◆ YOUR GOAL
Restate the data word for word and leave the images out.

◆ INFORMATION SUPPLIED
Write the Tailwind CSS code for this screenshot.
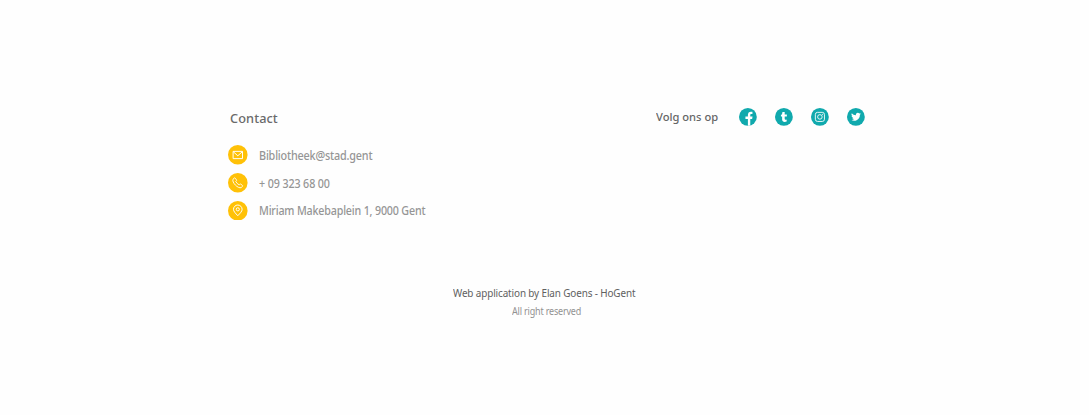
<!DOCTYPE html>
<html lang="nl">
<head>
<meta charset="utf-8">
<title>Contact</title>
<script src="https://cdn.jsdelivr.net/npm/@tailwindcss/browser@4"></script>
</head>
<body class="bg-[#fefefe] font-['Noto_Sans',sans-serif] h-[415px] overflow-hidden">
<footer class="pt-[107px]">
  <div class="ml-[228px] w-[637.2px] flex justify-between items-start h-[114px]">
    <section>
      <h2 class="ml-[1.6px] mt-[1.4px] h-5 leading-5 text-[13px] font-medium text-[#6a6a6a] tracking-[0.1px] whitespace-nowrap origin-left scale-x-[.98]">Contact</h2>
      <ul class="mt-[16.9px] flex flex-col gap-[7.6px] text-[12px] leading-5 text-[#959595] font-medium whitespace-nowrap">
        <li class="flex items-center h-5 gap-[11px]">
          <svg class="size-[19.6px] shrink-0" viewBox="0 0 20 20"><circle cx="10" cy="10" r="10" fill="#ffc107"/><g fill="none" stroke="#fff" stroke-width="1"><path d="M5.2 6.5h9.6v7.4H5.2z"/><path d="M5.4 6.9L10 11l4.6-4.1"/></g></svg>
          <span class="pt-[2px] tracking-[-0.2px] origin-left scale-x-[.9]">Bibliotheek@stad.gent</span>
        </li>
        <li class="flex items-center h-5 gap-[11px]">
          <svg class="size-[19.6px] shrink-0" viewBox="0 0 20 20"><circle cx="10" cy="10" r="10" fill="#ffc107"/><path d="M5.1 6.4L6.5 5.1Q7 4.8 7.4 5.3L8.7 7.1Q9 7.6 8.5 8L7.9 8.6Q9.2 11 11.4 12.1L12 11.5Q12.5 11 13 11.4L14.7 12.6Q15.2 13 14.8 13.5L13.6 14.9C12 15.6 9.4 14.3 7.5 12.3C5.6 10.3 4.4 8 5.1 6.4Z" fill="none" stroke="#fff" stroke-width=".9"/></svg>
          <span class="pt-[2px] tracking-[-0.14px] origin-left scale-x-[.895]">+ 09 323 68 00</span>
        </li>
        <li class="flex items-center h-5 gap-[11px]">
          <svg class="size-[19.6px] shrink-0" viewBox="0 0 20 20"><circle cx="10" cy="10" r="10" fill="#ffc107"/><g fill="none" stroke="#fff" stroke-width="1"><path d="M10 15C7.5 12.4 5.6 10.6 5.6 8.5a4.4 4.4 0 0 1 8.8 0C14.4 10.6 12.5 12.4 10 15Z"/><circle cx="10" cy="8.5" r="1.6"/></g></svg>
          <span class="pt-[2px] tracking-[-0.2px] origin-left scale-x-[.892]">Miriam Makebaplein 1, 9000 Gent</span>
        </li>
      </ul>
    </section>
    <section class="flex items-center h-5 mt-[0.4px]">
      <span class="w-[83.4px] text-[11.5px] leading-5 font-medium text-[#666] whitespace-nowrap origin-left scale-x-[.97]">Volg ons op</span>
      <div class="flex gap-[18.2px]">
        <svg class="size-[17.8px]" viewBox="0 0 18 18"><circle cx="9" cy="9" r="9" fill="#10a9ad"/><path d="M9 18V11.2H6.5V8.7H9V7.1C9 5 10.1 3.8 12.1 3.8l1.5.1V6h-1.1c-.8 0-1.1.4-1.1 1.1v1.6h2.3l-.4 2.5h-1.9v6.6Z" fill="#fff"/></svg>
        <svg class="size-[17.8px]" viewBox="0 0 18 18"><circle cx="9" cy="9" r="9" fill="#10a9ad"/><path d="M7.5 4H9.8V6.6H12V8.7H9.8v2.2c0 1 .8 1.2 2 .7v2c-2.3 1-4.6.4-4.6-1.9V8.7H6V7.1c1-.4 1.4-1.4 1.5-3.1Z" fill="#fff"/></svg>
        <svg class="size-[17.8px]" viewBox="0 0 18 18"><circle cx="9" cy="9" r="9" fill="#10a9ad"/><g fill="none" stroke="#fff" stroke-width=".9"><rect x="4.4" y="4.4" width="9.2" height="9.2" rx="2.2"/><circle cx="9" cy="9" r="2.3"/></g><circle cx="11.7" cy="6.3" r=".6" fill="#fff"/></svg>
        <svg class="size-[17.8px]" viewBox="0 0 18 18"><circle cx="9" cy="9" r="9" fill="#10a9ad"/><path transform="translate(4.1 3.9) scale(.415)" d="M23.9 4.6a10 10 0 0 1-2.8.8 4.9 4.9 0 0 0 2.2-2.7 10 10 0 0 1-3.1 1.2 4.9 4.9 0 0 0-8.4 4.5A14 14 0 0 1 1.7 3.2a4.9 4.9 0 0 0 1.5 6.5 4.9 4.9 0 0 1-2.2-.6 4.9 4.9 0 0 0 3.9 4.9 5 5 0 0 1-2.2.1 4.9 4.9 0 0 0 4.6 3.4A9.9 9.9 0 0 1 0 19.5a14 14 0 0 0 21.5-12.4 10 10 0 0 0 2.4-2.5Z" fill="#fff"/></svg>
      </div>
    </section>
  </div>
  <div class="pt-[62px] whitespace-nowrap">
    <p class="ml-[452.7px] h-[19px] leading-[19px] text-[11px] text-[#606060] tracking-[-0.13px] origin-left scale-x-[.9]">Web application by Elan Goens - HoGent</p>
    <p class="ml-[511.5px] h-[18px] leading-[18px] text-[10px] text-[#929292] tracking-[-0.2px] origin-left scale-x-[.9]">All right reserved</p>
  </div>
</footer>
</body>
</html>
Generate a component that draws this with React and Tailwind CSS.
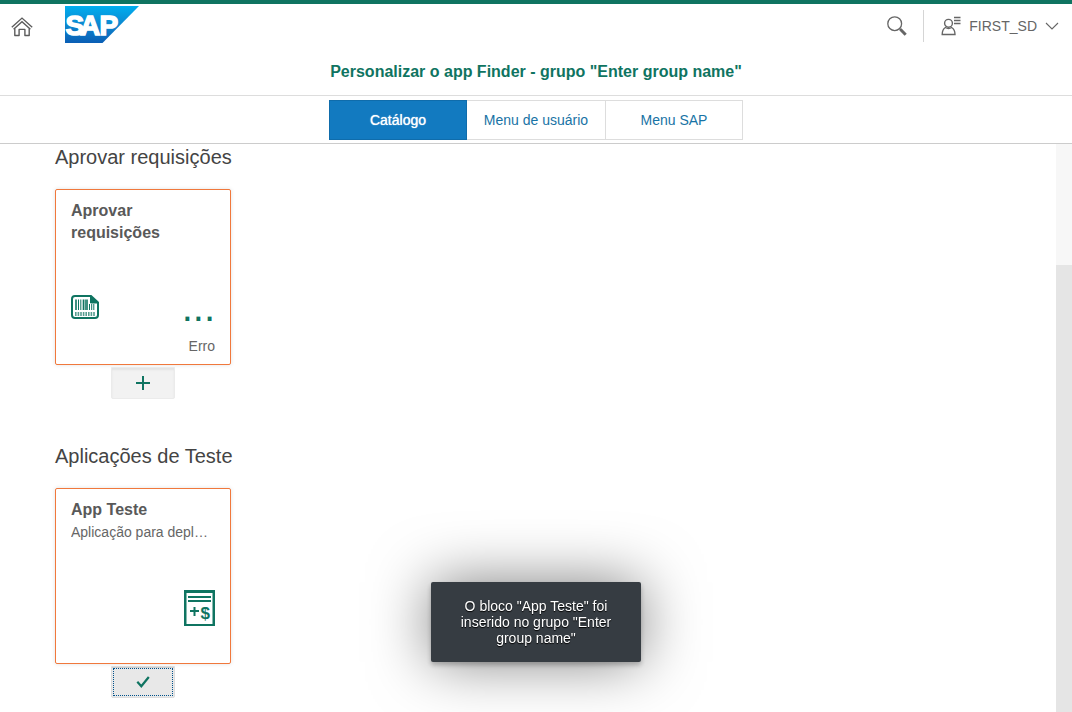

◆ ANSWER TO THIS PROBLEM
Write the Tailwind CSS code for this screenshot.
<!DOCTYPE html>
<html lang="nl">
<head>
<meta charset="utf-8">
<title>Contact</title>
<script src="https://cdn.jsdelivr.net/npm/@tailwindcss/browser@4"></script>
</head>
<body class="bg-[#fefefe] font-['Noto_Sans',sans-serif] h-[415px] overflow-hidden">
<footer class="pt-[107px]">
  <div class="ml-[228px] w-[637.2px] flex justify-between items-start h-[114px]">
    <section>
      <h2 class="ml-[1.6px] mt-[1.4px] h-5 leading-5 text-[13px] font-medium text-[#6a6a6a] tracking-[0.1px] whitespace-nowrap origin-left scale-x-[.98]">Contact</h2>
      <ul class="mt-[16.9px] flex flex-col gap-[7.6px] text-[12px] leading-5 text-[#959595] font-medium whitespace-nowrap">
        <li class="flex items-center h-5 gap-[11px]">
          <svg class="size-[19.6px] shrink-0" viewBox="0 0 20 20"><circle cx="10" cy="10" r="10" fill="#ffc107"/><g fill="none" stroke="#fff" stroke-width="1"><path d="M5.2 6.5h9.6v7.4H5.2z"/><path d="M5.4 6.9L10 11l4.6-4.1"/></g></svg>
          <span class="pt-[2px] tracking-[-0.2px] origin-left scale-x-[.9]">Bibliotheek@stad.gent</span>
        </li>
        <li class="flex items-center h-5 gap-[11px]">
          <svg class="size-[19.6px] shrink-0" viewBox="0 0 20 20"><circle cx="10" cy="10" r="10" fill="#ffc107"/><path d="M5.1 6.4L6.5 5.1Q7 4.8 7.4 5.3L8.7 7.1Q9 7.6 8.5 8L7.9 8.6Q9.2 11 11.4 12.1L12 11.5Q12.5 11 13 11.4L14.7 12.6Q15.2 13 14.8 13.5L13.6 14.9C12 15.6 9.4 14.3 7.5 12.3C5.6 10.3 4.4 8 5.1 6.4Z" fill="none" stroke="#fff" stroke-width=".9"/></svg>
          <span class="pt-[2px] tracking-[-0.14px] origin-left scale-x-[.895]">+ 09 323 68 00</span>
        </li>
        <li class="flex items-center h-5 gap-[11px]">
          <svg class="size-[19.6px] shrink-0" viewBox="0 0 20 20"><circle cx="10" cy="10" r="10" fill="#ffc107"/><g fill="none" stroke="#fff" stroke-width="1"><path d="M10 15C7.5 12.4 5.6 10.6 5.6 8.5a4.4 4.4 0 0 1 8.8 0C14.4 10.6 12.5 12.4 10 15Z"/><circle cx="10" cy="8.5" r="1.6"/></g></svg>
          <span class="pt-[2px] tracking-[-0.2px] origin-left scale-x-[.892]">Miriam Makebaplein 1, 9000 Gent</span>
        </li>
      </ul>
    </section>
    <section class="flex items-center h-5 mt-[0.4px]">
      <span class="w-[83.4px] text-[11.5px] leading-5 font-medium text-[#666] whitespace-nowrap origin-left scale-x-[.97]">Volg ons op</span>
      <div class="flex gap-[18.2px]">
        <svg class="size-[17.8px]" viewBox="0 0 18 18"><circle cx="9" cy="9" r="9" fill="#10a9ad"/><path d="M9 18V11.2H6.5V8.7H9V7.1C9 5 10.1 3.8 12.1 3.8l1.5.1V6h-1.1c-.8 0-1.1.4-1.1 1.1v1.6h2.3l-.4 2.5h-1.9v6.6Z" fill="#fff"/></svg>
        <svg class="size-[17.8px]" viewBox="0 0 18 18"><circle cx="9" cy="9" r="9" fill="#10a9ad"/><path d="M7.5 4H9.8V6.6H12V8.7H9.8v2.2c0 1 .8 1.2 2 .7v2c-2.3 1-4.6.4-4.6-1.9V8.7H6V7.1c1-.4 1.4-1.4 1.5-3.1Z" fill="#fff"/></svg>
        <svg class="size-[17.8px]" viewBox="0 0 18 18"><circle cx="9" cy="9" r="9" fill="#10a9ad"/><g fill="none" stroke="#fff" stroke-width=".9"><rect x="4.4" y="4.4" width="9.2" height="9.2" rx="2.2"/><circle cx="9" cy="9" r="2.3"/></g><circle cx="11.7" cy="6.3" r=".6" fill="#fff"/></svg>
        <svg class="size-[17.8px]" viewBox="0 0 18 18"><circle cx="9" cy="9" r="9" fill="#10a9ad"/><path transform="translate(4.1 3.9) scale(.415)" d="M23.9 4.6a10 10 0 0 1-2.8.8 4.9 4.9 0 0 0 2.2-2.7 10 10 0 0 1-3.1 1.2 4.9 4.9 0 0 0-8.4 4.5A14 14 0 0 1 1.7 3.2a4.9 4.9 0 0 0 1.5 6.5 4.9 4.9 0 0 1-2.2-.6 4.9 4.9 0 0 0 3.9 4.9 5 5 0 0 1-2.2.1 4.9 4.9 0 0 0 4.6 3.4A9.9 9.9 0 0 1 0 19.5a14 14 0 0 0 21.5-12.4 10 10 0 0 0 2.4-2.5Z" fill="#fff"/></svg>
      </div>
    </section>
  </div>
  <div class="pt-[62px] whitespace-nowrap">
    <p class="ml-[452.7px] h-[19px] leading-[19px] text-[11px] text-[#606060] tracking-[-0.13px] origin-left scale-x-[.9]">Web application by Elan Goens - HoGent</p>
    <p class="ml-[511.5px] h-[18px] leading-[18px] text-[10px] text-[#929292] tracking-[-0.2px] origin-left scale-x-[.9]">All right reserved</p>
  </div>
</footer>
</body>
</html>
Generate a component that draws this with React and Tailwind CSS.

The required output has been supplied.